Graphene has a dirty little secret. When researchers build electronic devices with it, the standard process they use to move sheets of the delicate, single-atom-thick material into place can lead to contamination or damage that reduces device performance. But now, researchers in Taiwan have developed a simple and elegant way to transfer graphene that keeps the material clean (ACS Nano 2014, DOI: 10.1021/nn406170d).

Scientists produce high-quality, large-area sheets of graphene by growing them on copper surfaces using a method called chemical vapor deposition. Unfortunately, removing the graph­ene from the copper substrate is where the contamination problems start, says Chih-I Wu, an electrical engineer at National Taiwan University.

The most commonly used transfer method relies on a polymer-based material to hold the graphene in place while the metal below is etched away. The polymer, however, leaves behind a residue that contaminates the graphene. And cleaning it often damages the graphene so it doesn’t perform optimally, Wu says.

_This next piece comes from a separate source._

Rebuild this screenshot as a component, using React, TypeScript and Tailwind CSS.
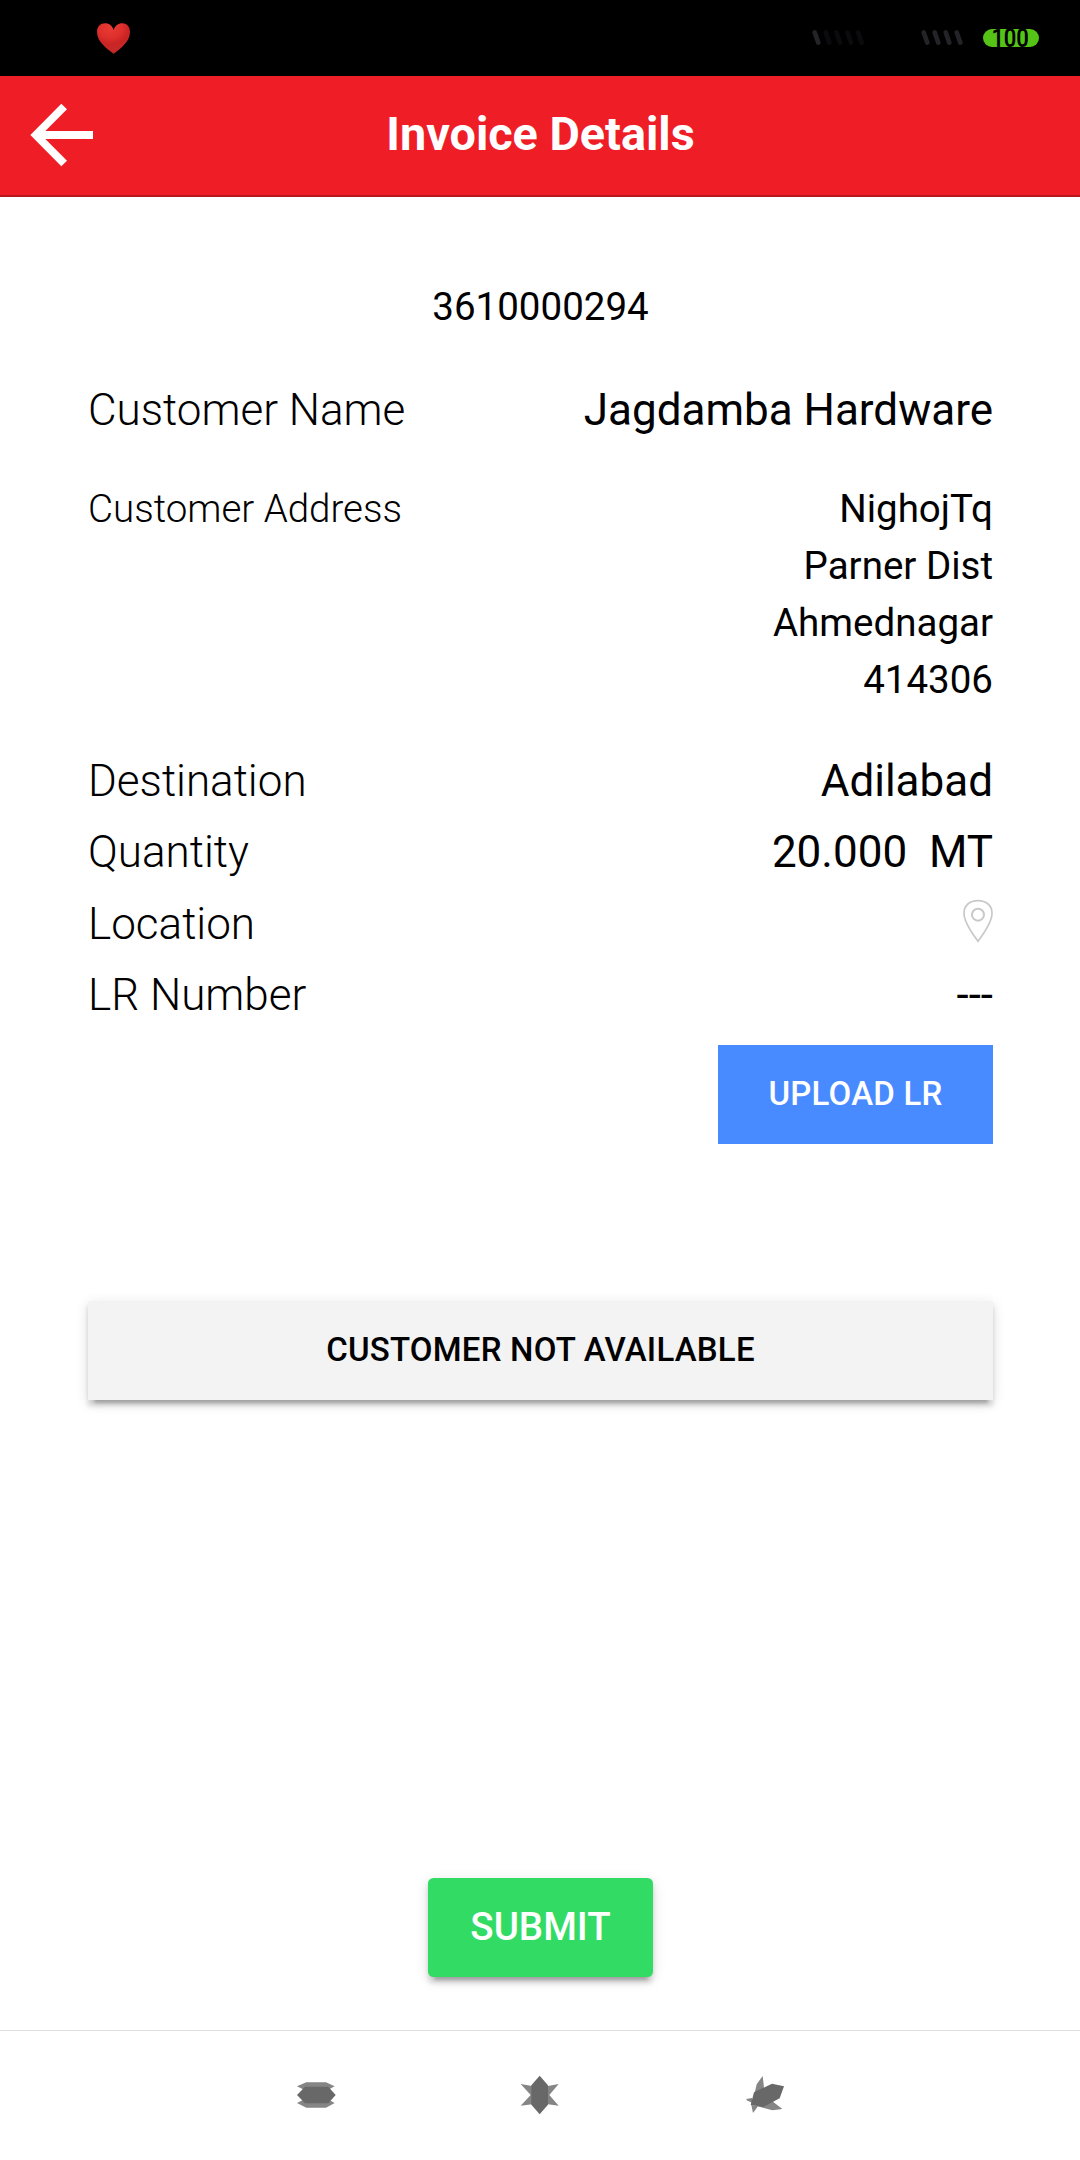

His team reports a cleaner approach that starts with submerging a copper substrate and its attached graph­ene in a petri dish filled with a metal-etching solution. The solution frees the graphene, which then floats on the surface. The researchers replace the etching solution with a mixture of isopropyl alcohol and water. Next, the researchers slip the device they’re building below the floating graphene sheet. The researchers then remove the alcohol-water mixture, lowering the graphene onto the device.

Using this transfer method, the researchers made a series of devices, including a transparent organic solar cell and graphene-based transistors. Electrical charges could move 50% faster through the transistors than in those made with graphene transferred by polymer.

Rodney S. Ruoff, a nanoengineer at the University of Texas, Austin, calls the approach interesting and useful. He suggests it could be used to make a type of low-power transistor called a BiSFET, which ideally needs very clean graphene.

The researchers plan to scale up the method and test the approach with 8- or 12-inch-diameter silicon wafers.